An English Lesson
I came across an old-school mimeographed handout I got while in 11th grade advanced placement English. Eleventh grade was the year where I switched from uber math geek to literary wannabe. Up until the first week of school, I was slated for the typical “honors” English; but when I found out that my friends were in AP, I petitioned the teacher, Mr. Moore, to let me join the class. I hadn’t read the summer reading, Mr. Moore said, and, as the test over the three books was scheduled for that Friday, I would have to catch up quick.
I scored copies of the three books and stayed up through the nights leading up to Friday, honest-to-God reading every page. Annie Dillard’s “Pilgrim at Tinker Creek” was one of the books. I can’t bring up the other two–sad, I know. That week was the first time I can remember willing myself to accomplish something. I remember that some of the AP kids hadn’t read the books either, and were also cramming. It was simultaneously my first real lesson in the nature of people–that some will always squander opportunity. I was tired, Friday, but I passed the test.
It was a good year. It awoke my inner writer. Mr. Moore was a tough teacher, but he was honest. I thought, at the time, that I was this big sh*t writer. I was a real dick back then, haughty and drunk on GPA and my elitist friends. I remember being chided and corrected on my writing and feeling indignant. Hurt pride. Teenage angst, emotions, too much for the small sprouts of prose. My sentences were mangled and fustian. Instead of cultivating my new crop, I was already ready for the harvest.
The year ended. There was 12th grade AP English, but I was to follow my family to Kentucky for my final year of high school. I went back for a wedding two years later, but haven’t returned since.

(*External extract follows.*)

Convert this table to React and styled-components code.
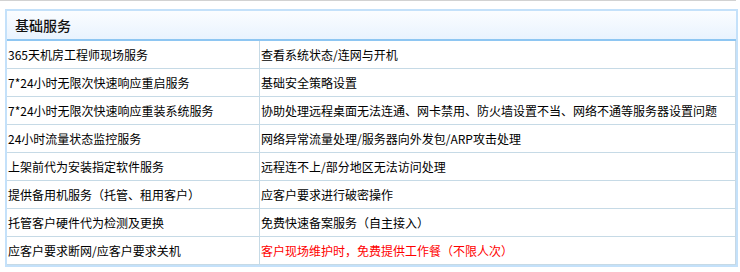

Anyway, here is the handout. It’s a collection of common figures of speech. Enjoy:
Alliteration — Repetition of initial consonant sounds, “beat and empty barrel with the handle of a broom” — Vachel Lindsey, “The fair breeze blew the white foam flew.”
Allusion — A brief passing reference to history, literature, famous people or events, “a figure like Apollo,” “Freud was called the Columbus of the mind.”
Analogy — Unlike items are compared at some length. “Sail on O Ship of State.” “All the world’s a stage and each of us merely players.”
Assonance — Repetition of the same or similar vowel sounds in consecutive words. “Fruit of the Loom,” “How now Brown Cow,” “The owl shall seek out the mouse.”
Hyperbole — An exaggeration not intended to deceive but to emphasize. “This suitcase weighs a ton.” “Mountainous waves breaking on the shore.”
Irony — The writer says one thing but intentionally means something else. “Work fascinates me.” “I can sit and watch it for hours.”
Meiosis — An exaggeration to understate. “Oh! I’m in a bit of a pickle.”
Metaphor — Comparison between two unlike objects or ideas, making a direct statement. “Fame is a flighty bee,” “The heart is a machine.”
Metonymy — The substitution of a term for one with which it is closely associated. “All hands on deck,” “You can’t fight city hall.” Referring to the king as “the crown.”
Onomatopoeia — The word sounds like its meaning, “buzz, crash, clang, puff, zing, thud, clap, tap.”
Paradox — A statement which is basically true, but seems to say two different things. “To damn with faint praise,” “deafening silence,” “alone in the crowd,” “the victory is bitter sweet.”
Personification — Giving human qualities to non-human objects, “the old moon laughed,” “the trees kneeling in praise.”
Simile — Comparison of two unlike objects using “like” or “as.” “His hair was like moldy hay,” “islands struck like pearls in the sea.”
Synecdoche — Substituting part for a whole. “Teacher counted heads.”